いつだったか、自分がまだ子供のころ、台所に鼠が出た。
地上に近い換気口のフタがとれて、その隙間から入ってくるようである。

フタをしめても、しばらくすると勝手に外れている。
鼠が外すのかもしれなかった。
だとすれば鼠のくせに力持ちだ。
足音はバタバタとうるさかった。
体が大きいのかもしれない。

鼠というのはふつう、夜中になって住民が寝静まってから行動するものと、私は考えていた。
学校で習った「アナトール工場こうばへ行く」でも、鼠のアナトールはチーズ工場が稼働していない時間に忍び込んでいた。

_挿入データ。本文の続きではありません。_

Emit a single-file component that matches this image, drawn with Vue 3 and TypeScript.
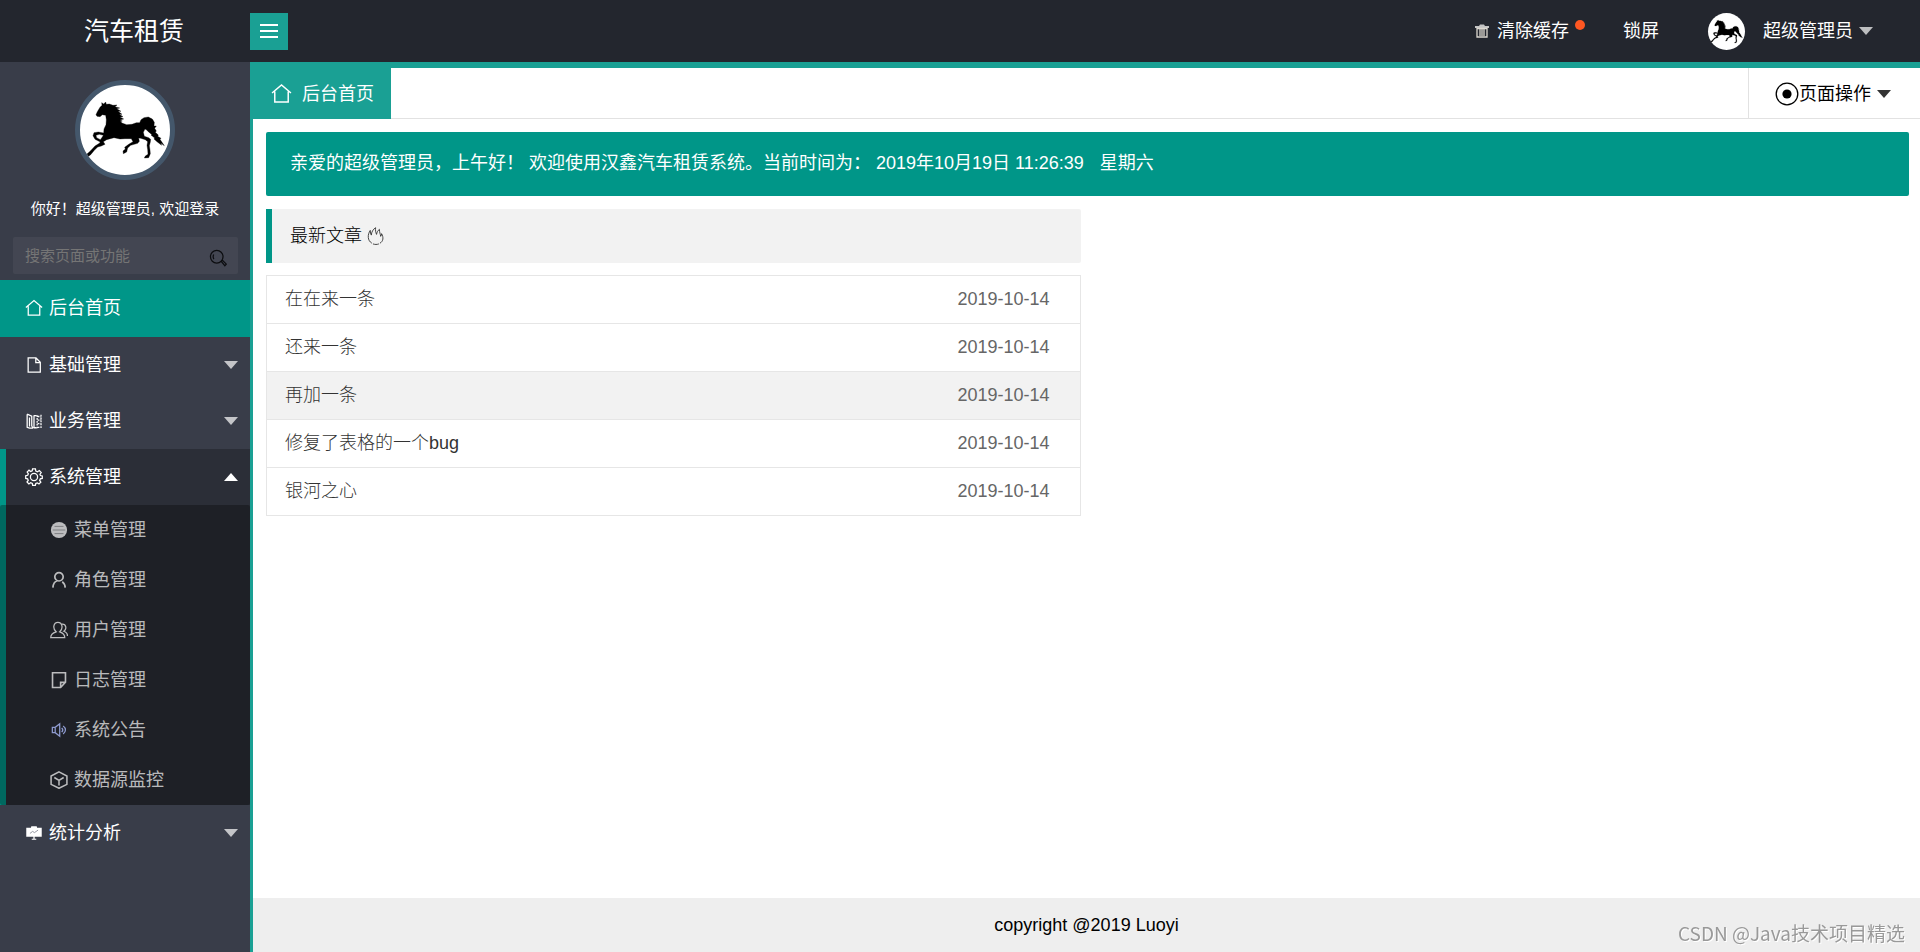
<script setup lang="ts">
import { ref } from 'vue'

interface MenuItem {
  title: string
  icon: string
  active?: boolean
  open?: boolean
  children?: { title: string; icon: string }[]
}

interface Article {
  title: string
  date: string
  hover?: boolean
}

const keyword = ref('')

const menu = ref<MenuItem[]>([
  { title: '后台首页', icon: 'home', active: true },
  { title: '基础管理', icon: 'file', children: [] },
  { title: '业务管理', icon: 'book', children: [] },
  {
    title: '系统管理',
    icon: 'gear',
    open: true,
    children: [
      { title: '菜单管理', icon: 'disc' },
      { title: '角色管理', icon: 'person' },
      { title: '用户管理', icon: 'people' },
      { title: '日志管理', icon: 'note' },
      { title: '系统公告', icon: 'sound' },
      { title: '数据源监控', icon: 'cube' },
    ],
  },
  { title: '统计分析', icon: 'board', children: [] },
])

const articles: Article[] = [
  { title: '在在来一条', date: '2019-10-14' },
  { title: '还来一条', date: '2019-10-14' },
  { title: '再加一条', date: '2019-10-14', hover: true },
  { title: '修复了表格的一个bug', date: '2019-10-14' },
  { title: '银河之心', date: '2019-10-14' },
]

const toggle = (item: MenuItem) => {
  item.open = !item.open
}
</script>

<template>
  <!-- shared drawings -->
  <svg class="sprite" aria-hidden="true">
    <symbol id="horse" viewBox="30 30 270 270">
      <path d="M78 119 L82 110 L90 97 L96 91 L95 83 L101 87 L107 81 L109 88 L118 87 L129 91 L141 90 L135 95 L149 99 L140 101 L153 109 L144 109 L156 118 L148 118 L159 125 L150 126 L161 132 L150 135 L157 138 L151 140 L158 145 L170 149 L186 148 L199 143 L209 143 L213 134 L222 128 L235 126 L247 132 L253 142 L252 153 L259 153 L254 160 L259 168 L256 172 L265 180 L263 184 L273 190 L270 193 L283 212 L272 204 L275 211 L261 200 L252 192 L254 189 L243 180 L246 179 L235 170 L229 164 L225 162 L220 172 L223 184 L236 188 L242 193 L241 201 L238 212 L240 225 L241 236 L236 248 L223 249 L226 243 L234 238 L233 224 L231 211 L233 200 L226 194 L212 190 L206 189 L208 199 L203 205 L182 211 L173 219 L170 231 L160 236 L159 228 L166 222 L164 217 L176 208 L189 200 L184 191 L165 191 L150 192 L132 188 L110 194 L100 200 L105 208 L94 213 L83 216 L73 226 L62 239 L52 247 L50 238 L61 228 L75 213 L88 205 L91 201 L75 193 L69 182 L72 173 L85 171 L101 174 L102 162 L108 149 L109 134 L107 121 L97 119 L90 125 L81 124 Z M78 181 L80 188 L91 194 L97 186 L100 181 L88 178 Z" fill="#000" fill-rule="evenodd" stroke="#000" stroke-width="1" stroke-linejoin="round" />
    </symbol>
    <symbol id="home" viewBox="0 0 20 20">
      <path d="M1 9.5 L10 1.8 L19 9.5 M3.6 8 V18 H16.4 V8" />
    </symbol>
    <symbol id="file" viewBox="0 0 20 20">
      <path d="M3.5 2.2 H12.2 L17 7 V18 H3.5 Z M12 2.2 V7.3 H17" />
    </symbol>
    <symbol id="book" viewBox="0 0 20 20">
      <path d="M2.4 2.4 V17 L5 18 H9 M2.4 2.4 L7.5 4.5 V15.5 L9 18 M5 6 V16 M10 3.5 V18 M10 4 H13 M10 17.5 H13" />
      <path d="M13.5 3.5 V18 M17.8 3 V18 M14 5 H18 M14 9 H18 M14 13 H18 M14 17 H18" stroke-dasharray="2 1.2" />
    </symbol>
    <symbol id="gear" viewBox="0 0 20 20">
      <path d="M8.4 1 H11.6 L12 3.4 L13.9 4.2 L15.9 2.8 L18 5 L16.6 7 L17.2 8.4 L19.2 8.8 V11.6 L17 12 L16.3 13.8 L17.6 15.7 L15.5 17.8 L13.7 16.5 L12 17.2 L11.5 19.2 H8.5 L8.1 17.2 L6.3 16.4 L4.3 17.8 L2.2 15.6 L3.6 13.7 L2.9 12 L.8 11.6 V8.6 L3 8.1 L3.7 6.4 L2.4 4.5 L4.5 2.4 L6.3 3.8 L8 3.1 Z" />
      <circle cx="10" cy="10.1" r="4" />
    </symbol>
    <symbol id="disc" viewBox="0 0 20 20">
      <circle cx="10" cy="10" r="9" fill="currentColor" stroke="none" />
      <path d="M5 6 H15 M3 10 H17 M5 14 H15" stroke="#77787a" stroke-width="1" />
    </symbol>
    <symbol id="person" viewBox="0 0 20 20">
      <path d="M3.2 18.5 C3.6 13.8 5.5 11.5 8 10.8 M10 1.8 a4.6 4.6 0 1 1 0 9.3 a4.6 4.6 0 1 1 0 -9.3 M13.6 12 C15.8 13.6 16.7 15.6 16.9 18.5" stroke-width="1.9" />
    </symbol>
    <symbol id="people" viewBox="0 0 20 20">
      <path d="M.8 18.6 C.8 14.6 3 13.2 6.8 12 C2.6 8.4 3.8 1.4 8.8 1.4 C13.8 1.4 15 8.4 10.8 12 C14.6 13.2 16.4 14.6 16.4 18.6 Z M13.2 3.6 C18 3 19 9 15.4 11.4 C18.2 12.4 19.4 14 19.4 16.6" />
    </symbol>
    <symbol id="note" viewBox="0 0 20 20">
      <path d="M2.8 2 H17.2 V12.5 L11.8 18.3 H2.8 Z M17.2 12.6 H11.8 V18.3" stroke-width="1.8" />
    </symbol>
    <symbol id="sound" viewBox="0 0 20 20">
      <path d="M2.6 7 H5.8 L10.8 3 V17 L5.8 13 H2.6 Z M5.8 7 V13 M13 7.6 C14.4 9 14.4 11 13 12.4 M14.6 5.6 C18 8 18 12 14.6 14.4" />
    </symbol>
    <symbol id="cube" viewBox="0 0 20 20">
      <path d="M10 1 L18.8 5.6 V14.8 L10 19.2 L1.2 14.8 V5.6 Z M4.8 7.2 L10 10.4 L15.2 7.2 M10 10.4 V16" stroke-width="1.7" />
    </symbol>
    <symbol id="board" viewBox="0 0 20 20">
      <path d="M1.4 4.2 H6.6 L7 2.4 H13 L13.4 4.2 H18.6 V14.2 H1.4 Z M9.3 14 H10.7 V16.4 H12.5 V17.6 H7.5 V16.4 H9.3 Z" fill="currentColor" stroke="none" />
      <path d="M5.5 10.5 L8.5 8.2 L10.5 9.6 L14.5 6.8" stroke="#8a8d98" stroke-width="1" />
    </symbol>
    <symbol id="search" viewBox="0 0 20 20">
      <circle cx="8.6" cy="8.6" r="7" />
      <path d="M5.2 6.2 C4.4 8 4.6 10 5.4 11.2 M13.6 13.8 L15 12.6 L19.2 16.8 L17.6 18.6 Z" />
    </symbol>
    <symbol id="trash" viewBox="0 0 14 14">
      <path d="M0 2 H4 L5 .6 H9 L10 2 H14 V4 H0 Z" fill="#c4c4c4" stroke="none" />
      <path d="M2 4.5 H12 V13 H2 Z M5 5 V12 M7 5 V12 M9 5 V12" stroke="#dcd8d0" stroke-width="1.3" />
    </symbol>
    <symbol id="flame" viewBox="0 0 20 20">
      <path d="M5.4 18 C.4 15 .4 8.6 3.6 3.8 C3.6 6 4 7.6 4.8 9 C5 5.6 6.6 2.6 9.6 .8 C9.2 3.4 9.6 6 10.6 8.2 C11 5.8 12 4 13.8 2.6 C13.8 6 14.8 7.6 15.2 10.4 C16 9.6 16.2 8.6 16.2 7.4 C18.6 11.6 18.2 15.8 14.4 18 M6.6 18.8 C9 19.6 11 19.6 13.2 18.8" stroke-width="1" />
    </symbol>
    <symbol id="target" viewBox="0 0 24 24">
      <circle cx="12" cy="12" r="10.8" stroke-width="1.3" />
      <circle cx="12" cy="12" r="4.6" fill="currentColor" stroke="none" />
    </symbol>
  </svg>

  <div class="layout">
    <header class="header">
      <h1 class="logo">汽车租赁</h1>
      <button class="fold" type="button" aria-label="菜单"><i></i><i></i><i></i></button>
      <nav class="top-nav">
        <button class="clear" type="button">
          <svg class="trash"><use href="#trash" /></svg>清除缓存<span class="dot"></span>
        </button>
        <button class="lock" type="button">锁屏</button>
        <button class="user" type="button">
          <svg class="face"><use href="#horse" /></svg>
          <span>超级管理员</span><span class="caret"></span>
        </button>
      </nav>
    </header>

    <aside class="side">
      <a class="portrait" href="#" aria-label="头像"><svg><use href="#horse" /></svg></a>
      <p class="hello">你好！超级管理员, 欢迎登录</p>
      <form class="search" @submit.prevent>
        <input v-model="keyword" type="text" placeholder="搜索页面或功能" aria-label="搜索页面或功能" />
        <button type="submit" aria-label="搜索"><svg class="icon"><use href="#search" /></svg></button>
      </form>
      <ul class="menu">
        <li v-for="item in menu" :key="item.title" :class="{ active: item.active, open: item.open }">
          <a v-if="!item.children" class="entry" href="#">
            <svg class="icon"><use :href="'#' + item.icon" /></svg>{{ item.title }}
          </a>
          <button v-else class="entry" type="button" @click="toggle(item)">
            <svg class="icon"><use :href="'#' + item.icon" /></svg>{{ item.title }}
            <span class="caret" :class="{ up: item.open }"></span>
          </button>
          <ul v-if="item.open && item.children" class="sub">
            <li v-for="child in item.children" :key="child.title">
              <a href="#" :class="child.icon"><svg class="icon"><use :href="'#' + child.icon" /></svg>{{ child.title }}</a>
            </li>
          </ul>
        </li>
      </ul>
    </aside>

    <section class="body">
      <div class="tabs">
        <a class="tab" href="#"><svg><use href="#home" /></svg>后台首页</a>
        <button class="page-ops" type="button">
          <svg><use href="#target" /></svg>页面操作<span class="caret"></span>
        </button>
      </div>
      <main class="content">
        <p class="banner">
          <span>亲爱的超级管理员，上午好！ 欢迎使用汉鑫汽车租赁系统。当前时间为： 2019年10月19日 11:26:39</span>
          <span>星期六</span>
        </p>
        <div class="column">
          <h2 class="quote">最新文章 <svg><use href="#flame" /></svg></h2>
          <table class="articles">
            <tbody>
              <tr v-for="row in articles" :key="row.title" :class="{ hover: row.hover }">
                <td><a href="#">{{ row.title }}</a></td>
                <td class="date">{{ row.date }}</td>
              </tr>
            </tbody>
          </table>
        </div>
      </main>
      <footer class="footer">copyright @2019 Luoyi</footer>
    </section>
  </div>
  <div class="watermark">CSDN @Java技术项目精选</div>
</template>

<style>
body {
  margin: 0;
}
</style>

<style scoped>
.layout,
.watermark {
  font-family: 'Liberation Sans', 'Noto Sans CJK SC', sans-serif;
}
.layout {
  display: grid;
  grid-template: 62px 1fr / 250px 1fr;
  min-height: 100vh;
  font-size: 18px;
  line-height: 24px;
  color: #000;
}
.sprite {
  position: absolute;
  width: 0;
  height: 0;
}
svg {
  display: block;
  flex: none;
  fill: none;
  stroke: currentColor;
  stroke-width: 1.4;
}
button {
  padding: 0;
  border: 0;
  background: none;
  font: inherit;
  color: inherit;
  cursor: pointer;
}
a {
  color: inherit;
  text-decoration: none;
}
ul {
  margin: 0;
  padding: 0;
  list-style: none;
}
.icon {
  width: 18px;
  height: 18px;
}
.caret {
  border: 7px solid transparent;
  border-top: 8px solid rgba(255, 255, 255, 0.7);
  border-bottom: 0;
}
.caret.up {
  border-top: 0;
  border-bottom: 8px solid #fff;
}

.header {
  grid-column: 1 / 3;
  display: flex;
  align-items: center;
  background: #23262e;
  color: #fff;
}
.logo {
  width: 250px;
  margin: 0;
  padding-left: 18px;
  box-sizing: border-box;
  font-size: 25px;
  font-weight: 400;
  text-align: center;
}
.fold {
  display: flex;
  flex-direction: column;
  align-items: center;
  justify-content: center;
  gap: 4px;
  width: 38px;
  height: 37px;
  background: #1aa094;
}
.fold i {
  width: 18px;
  height: 2px;
  background: #fff;
}
.top-nav {
  display: flex;
  align-items: center;
  margin-left: auto;
  padding-right: 47px;
}
.top-nav button {
  display: flex;
  align-items: center;
}
.trash {
  width: 14px;
  height: 14px;
  margin-right: 8px;
}
.dot {
  width: 10px;
  height: 10px;
  margin: 0 38px 12px 6px;
  border-radius: 50%;
  background: #ff5722;
}
.face {
  width: 37px;
  height: 37px;
  margin: 0 18px 0 49px;
  border-radius: 50%;
  background: #fff;
}
.user .caret {
  margin-left: 6px;
}

.side {
  background: #393d49;
  color: #fff;
}
.portrait {
  display: block;
  width: 90px;
  margin: 18px auto 0;
  border: 5px solid #44576b;
  border-radius: 50%;
  background: #fff;
  overflow: hidden;
}
.portrait svg {
  width: 90px;
  height: 90px;
}
.hello {
  margin: 17px 0 16px;
  font-size: 15px;
  text-align: center;
}
.search {
  display: flex;
  align-items: center;
  height: 37px;
  margin: 0 12px 6px 13px;
  border-radius: 2px;
  background: rgba(255, 255, 255, 0.05);
}
.search input {
  flex: 1;
  min-width: 0;
  padding: 0 0 0 12px;
  border: 0;
  outline: 0;
  background: none;
  font: inherit;
  font-size: 15px;
  color: #fff;
}
.search input::placeholder {
  color: #757575;
}
.search button {
  margin-right: 11px;
  padding-top: 4px;
  color: #0c0d10;
}
.entry {
  display: flex;
  align-items: center;
  gap: 6px;
  width: 100%;
  height: 56px;
  padding: 0 12px 0 25px;
  box-sizing: border-box;
}
.entry .caret {
  margin-left: auto;
}
.active {
  border-bottom: 1px solid #009688;
  background: #009688;
}
.open {
  background: linear-gradient(to right, #009688 6px, #2b2e37 6px);
}
.sub {
  border-radius: 2px;
  background: rgba(0, 0, 0, 0.3);
  color: rgba(255, 255, 255, 0.7);
}
.sub a {
  display: flex;
  align-items: center;
  gap: 6px;
  height: 50px;
  padding-left: 50px;
}
.sub .sound svg {
  color: #8f9bd0;
}

.body {
  display: flex;
  flex-direction: column;
  min-width: 0;
  border-top: 6px solid #1aa094;
  border-left: 3px solid #1aa094;
  background: #fff;
}
.tabs {
  display: flex;
  height: 51px;
  box-shadow: inset 0 -1px #e2e2e2;
}
.tab {
  display: flex;
  align-items: center;
  gap: 10px;
  padding: 0 17px 0 18px;
  background: #1aa094;
  color: #fff;
}
.tab svg {
  width: 21px;
  height: 21px;
}
.page-ops {
  display: flex;
  align-items: center;
  margin-left: auto;
  padding: 0 29px 0 26px;
  border-left: 1px solid #e2e2e2;
}
.page-ops svg {
  width: 24px;
  height: 24px;
}
.page-ops .caret {
  margin-left: 6px;
  border-top-color: #333;
}
.content {
  flex: 1;
  padding: 13px 11px 13px 13px;
}
.banner {
  display: flex;
  gap: 16px;
  margin: 0 0 13px;
  padding: 19px 24px 21px;
  border-radius: 2px;
  background: #009688;
  color: #fff;
}
.column {
  width: 50%;
  box-sizing: border-box;
  padding-right: 7px;
}
.quote {
  display: flex;
  align-items: center;
  gap: 5px;
  margin: 0 0 12px;
  padding: 15px 18px;
  border-left: 6px solid #009688;
  border-radius: 0 2px 2px 0;
  background: #f2f2f2;
  font-size: 18px;
  font-weight: 300;
}
.quote svg {
  width: 18px;
  height: 20px;
  color: #333;
}
.articles {
  width: 100%;
  border-collapse: collapse;
  font-weight: 300;
}
.articles tr {
  border: 1px solid #e6e6e6;
}
.articles td {
  height: 45px;
  padding: 0 18px 2px;
  color: #333;
}
.articles .date {
  padding-right: 30px;
  text-align: right;
  color: #666;
}
.articles .hover {
  background: #f2f2f2;
}
.footer {
  padding: 15px;
  background: #eee;
  text-align: center;
}
.watermark {
  position: fixed;
  right: 15px;
  bottom: 6px;
  font-family: 'Noto Sans CJK SC', sans-serif;
  font-size: 19px;
  line-height: 26px;
  color: #999;
  text-shadow: 1px 1px #fff;
}
</style>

しかしこの鼠は大胆というか粗忽そこつというか、四六時中家を出入りする。
なにやら盛んに活動している。
姿はほとんど見えないが、足音から察するに、排水口にたまった残飯を漁っているようだ。

当時、我が家には室内犬がいた。
しかし本件については知らんぷりを決めている。
猫のようにはいかない。
他の家族は「なにやら困ったねえ」などといってのんびり飯を食っている。

私は神経質であり、潔癖の気味もあったので、自力で鼠退治をすることにした。

戦争は情報が命である。
私は鼠の状況を偵察することにした。
それで、前述のとおり侵入経路と、彼の目的地を発見せしめた。
また、敵はどうやら単独行動らしい。

さらに観察してわかったことは、彼は毎回同じ経路を通るということだった。
鼠は賢い。
ちゃんと道順を覚えているのである。
論理的な動物である。
しかしその論理性が命取りだ。

偵察の翌日、放課後にホームセンターで罠を購入した。
とりもちが塗られたボール紙である。
毒餌は危ない。
犬が食べてしまうかもしれない。

例の常習的通り道に罠を設置する。
ものの数分で下手人は捕らえられた。
足音の割に小さくてかわいい犯人だった。

ここからが問題である。
どうやって始末すればいいのだろうか。

鼠はとりもちに絡め取られて苦しんでいる。
このままほうっておくのは良くない。

私は意を決した。
ボール紙でできた罠を二つ折りにして、上から鼠を押しつぶした。
凄惨な様子であった。

実際のところどうしたら良かったのだろう。
あとで親に聞いたら、そういうときは水責めにするものだということだった。
鼠が入ったまま、罠をテープでぐるぐる巻きにして、翌日の燃えるゴミに出した。
もっとリスペクトのある弔い方をすればよかったかもしれない。

後味は悪かったが、私は戦争に勝ったのである。
私は内心得意だった。
正直、あざやかすぎる手並みであった。
いつでもかかってこいよ、鼠という気分になった。

現在でも私は、自分のことを密かに、鼠殺しと呼んでいる。
異世界に転生しても、ドラゴン殺しとか、ゾンビ殺しの人らとは仲良くできると思う。